What is a public API – that would be the web (i.e. HTTP) interface, wouldn’t it?

And the web interface is defined by – it’s identical to – the set of URLs aka “routes”, which the server supports for GET and/or POST requests, is it not? And those GET requests usually return HTML pages – but maybe you’d call that a UI though, not an API.

Perhaps an API then, couldn’t or wouldn’t that be identical to the UI – the same URLs except returning naked data in JSON format – perhaps depending only on the Accept header in the HTTP request? Or is an API something different?

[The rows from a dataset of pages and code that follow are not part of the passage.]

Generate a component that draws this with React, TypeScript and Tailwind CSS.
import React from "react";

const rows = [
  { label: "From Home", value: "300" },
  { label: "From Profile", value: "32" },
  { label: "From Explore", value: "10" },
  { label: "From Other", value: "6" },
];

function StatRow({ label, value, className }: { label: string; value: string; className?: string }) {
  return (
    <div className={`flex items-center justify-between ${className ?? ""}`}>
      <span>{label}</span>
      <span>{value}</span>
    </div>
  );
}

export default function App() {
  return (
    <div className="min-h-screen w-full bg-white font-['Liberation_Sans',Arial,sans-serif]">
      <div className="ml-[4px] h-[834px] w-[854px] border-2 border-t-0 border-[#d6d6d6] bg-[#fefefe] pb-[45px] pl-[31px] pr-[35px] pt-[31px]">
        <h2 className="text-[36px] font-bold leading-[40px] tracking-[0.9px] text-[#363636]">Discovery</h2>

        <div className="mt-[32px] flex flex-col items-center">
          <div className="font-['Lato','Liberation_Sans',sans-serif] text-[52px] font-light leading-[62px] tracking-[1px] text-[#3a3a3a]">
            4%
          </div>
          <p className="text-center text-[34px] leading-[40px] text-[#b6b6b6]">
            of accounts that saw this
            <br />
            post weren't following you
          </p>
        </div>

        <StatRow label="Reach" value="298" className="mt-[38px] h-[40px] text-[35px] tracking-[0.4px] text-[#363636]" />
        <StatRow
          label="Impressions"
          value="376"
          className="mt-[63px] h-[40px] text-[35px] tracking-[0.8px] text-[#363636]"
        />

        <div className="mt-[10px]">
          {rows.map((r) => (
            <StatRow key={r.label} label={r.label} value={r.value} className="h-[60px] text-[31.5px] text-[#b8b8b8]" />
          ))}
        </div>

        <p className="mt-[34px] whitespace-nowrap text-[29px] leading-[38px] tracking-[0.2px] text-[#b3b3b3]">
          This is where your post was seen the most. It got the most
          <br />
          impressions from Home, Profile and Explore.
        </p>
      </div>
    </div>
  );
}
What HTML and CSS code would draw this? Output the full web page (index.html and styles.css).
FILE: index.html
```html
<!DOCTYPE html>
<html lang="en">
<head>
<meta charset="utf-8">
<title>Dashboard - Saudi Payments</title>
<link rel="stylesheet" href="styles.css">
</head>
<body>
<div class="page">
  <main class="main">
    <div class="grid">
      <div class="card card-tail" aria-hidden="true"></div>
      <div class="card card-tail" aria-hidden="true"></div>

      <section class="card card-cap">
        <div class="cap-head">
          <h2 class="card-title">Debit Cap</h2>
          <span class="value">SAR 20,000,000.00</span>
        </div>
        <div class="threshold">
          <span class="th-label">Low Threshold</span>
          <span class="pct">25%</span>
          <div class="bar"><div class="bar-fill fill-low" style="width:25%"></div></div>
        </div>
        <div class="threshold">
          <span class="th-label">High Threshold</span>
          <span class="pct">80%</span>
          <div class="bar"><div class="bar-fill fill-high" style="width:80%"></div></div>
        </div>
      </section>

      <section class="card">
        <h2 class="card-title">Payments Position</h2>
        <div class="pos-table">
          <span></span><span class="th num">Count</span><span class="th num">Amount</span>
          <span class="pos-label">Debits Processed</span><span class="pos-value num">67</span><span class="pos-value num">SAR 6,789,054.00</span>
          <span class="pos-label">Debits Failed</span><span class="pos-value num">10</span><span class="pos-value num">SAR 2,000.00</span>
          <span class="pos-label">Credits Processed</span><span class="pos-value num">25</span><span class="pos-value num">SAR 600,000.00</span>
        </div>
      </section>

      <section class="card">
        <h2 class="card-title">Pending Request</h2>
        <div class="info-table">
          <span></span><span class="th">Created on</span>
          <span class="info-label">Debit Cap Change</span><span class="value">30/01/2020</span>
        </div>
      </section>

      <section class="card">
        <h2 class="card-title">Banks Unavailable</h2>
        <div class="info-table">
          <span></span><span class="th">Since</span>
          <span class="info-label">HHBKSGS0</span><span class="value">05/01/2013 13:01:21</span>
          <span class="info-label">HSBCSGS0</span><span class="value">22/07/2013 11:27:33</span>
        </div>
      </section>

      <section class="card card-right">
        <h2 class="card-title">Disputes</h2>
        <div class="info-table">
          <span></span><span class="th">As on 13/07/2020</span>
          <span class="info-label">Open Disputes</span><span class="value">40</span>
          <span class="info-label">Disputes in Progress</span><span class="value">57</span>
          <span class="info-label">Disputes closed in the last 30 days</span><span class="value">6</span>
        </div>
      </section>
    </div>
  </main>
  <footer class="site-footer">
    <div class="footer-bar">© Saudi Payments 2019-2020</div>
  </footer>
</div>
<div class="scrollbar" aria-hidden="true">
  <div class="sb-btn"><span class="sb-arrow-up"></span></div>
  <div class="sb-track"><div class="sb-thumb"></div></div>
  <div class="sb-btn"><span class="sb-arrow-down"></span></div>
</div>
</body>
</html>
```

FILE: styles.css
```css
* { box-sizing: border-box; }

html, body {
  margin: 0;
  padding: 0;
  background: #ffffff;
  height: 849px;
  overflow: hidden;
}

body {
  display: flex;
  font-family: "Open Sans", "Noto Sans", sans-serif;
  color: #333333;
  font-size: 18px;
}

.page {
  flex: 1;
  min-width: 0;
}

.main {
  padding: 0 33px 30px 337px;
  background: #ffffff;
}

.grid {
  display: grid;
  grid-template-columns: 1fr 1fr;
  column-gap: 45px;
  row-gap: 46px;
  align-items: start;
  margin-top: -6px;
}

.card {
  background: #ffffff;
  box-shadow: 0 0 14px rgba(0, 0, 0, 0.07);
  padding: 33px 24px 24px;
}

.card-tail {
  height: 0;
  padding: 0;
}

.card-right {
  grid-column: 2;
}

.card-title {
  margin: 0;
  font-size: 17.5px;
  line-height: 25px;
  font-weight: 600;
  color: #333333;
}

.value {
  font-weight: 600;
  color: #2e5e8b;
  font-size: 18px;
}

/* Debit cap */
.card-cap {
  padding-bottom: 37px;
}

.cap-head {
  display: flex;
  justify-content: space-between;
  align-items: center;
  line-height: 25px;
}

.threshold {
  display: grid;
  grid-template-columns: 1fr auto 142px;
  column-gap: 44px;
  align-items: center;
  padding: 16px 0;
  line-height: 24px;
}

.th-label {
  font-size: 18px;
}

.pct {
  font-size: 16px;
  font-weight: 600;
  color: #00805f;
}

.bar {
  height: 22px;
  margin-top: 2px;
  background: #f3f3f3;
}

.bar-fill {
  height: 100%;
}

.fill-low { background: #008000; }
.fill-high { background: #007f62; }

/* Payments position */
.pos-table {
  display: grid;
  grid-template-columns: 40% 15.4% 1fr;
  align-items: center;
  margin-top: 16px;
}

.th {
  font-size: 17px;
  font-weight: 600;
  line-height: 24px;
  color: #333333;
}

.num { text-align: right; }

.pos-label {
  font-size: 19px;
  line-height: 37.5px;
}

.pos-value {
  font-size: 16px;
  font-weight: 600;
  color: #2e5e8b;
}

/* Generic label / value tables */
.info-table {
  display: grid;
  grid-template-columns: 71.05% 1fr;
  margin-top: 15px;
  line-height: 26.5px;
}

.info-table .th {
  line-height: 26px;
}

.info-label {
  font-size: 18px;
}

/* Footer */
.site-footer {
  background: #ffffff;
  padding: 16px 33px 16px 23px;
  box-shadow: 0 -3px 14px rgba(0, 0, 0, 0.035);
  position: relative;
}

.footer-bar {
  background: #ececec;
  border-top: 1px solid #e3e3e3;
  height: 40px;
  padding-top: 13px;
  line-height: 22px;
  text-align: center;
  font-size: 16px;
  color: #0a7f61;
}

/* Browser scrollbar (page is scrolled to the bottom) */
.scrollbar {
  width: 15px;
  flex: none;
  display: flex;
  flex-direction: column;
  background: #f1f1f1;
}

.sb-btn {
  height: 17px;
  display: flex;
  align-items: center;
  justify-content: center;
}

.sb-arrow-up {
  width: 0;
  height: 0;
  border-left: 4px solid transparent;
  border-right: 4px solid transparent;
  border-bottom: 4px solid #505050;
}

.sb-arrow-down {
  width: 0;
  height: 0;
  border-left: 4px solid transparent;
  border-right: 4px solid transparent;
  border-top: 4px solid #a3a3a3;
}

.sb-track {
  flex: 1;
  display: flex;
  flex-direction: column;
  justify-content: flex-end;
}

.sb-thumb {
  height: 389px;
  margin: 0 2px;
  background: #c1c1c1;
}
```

Technically, an API can be “anything accessible from another system”. But practically speaking, and based on typical web usage, I believe what we are referring to here as “Public API” includes the following specific attributes:

  • No special credentials required.
    Note though that we might want to, for rate limiting, tracking or other reasons, require basic credentials (essentially linking the API usage to a nominal user) for “any API usage”, and certainly require credentials (enforcing all Trust Level privileges/restrictions) for anything that causes an update to the database (see note below) or to read Deleted records or other limited-access information.
  • Data is returned in a standard, more-machine-readable-than-human-readable format.
    Typically this is either JSON (my preference for a bunch of reasons) or XML. But technically an API can return a full HTML web page. If you write a “web scraper” then you are essentially using ordinary web pages as if they were API functions.
  • An API in this context means GET (read)/POST (add)/PUT (update)/DELETE (delete). But there is some variance (I recently had some that I made POST recently instead of GET due to technical complications that made GET a potential security issue) .
    But before-the-web (and still today on native applications inside most systems), an API could be a function call to a defined memory location, a software interrupt, putting a file in a particular location for it to be accessed by another process or almost any other inter-process communication method you can dream up. But here (and general “web API”) we are talking about HTTPS GET/POST/etc.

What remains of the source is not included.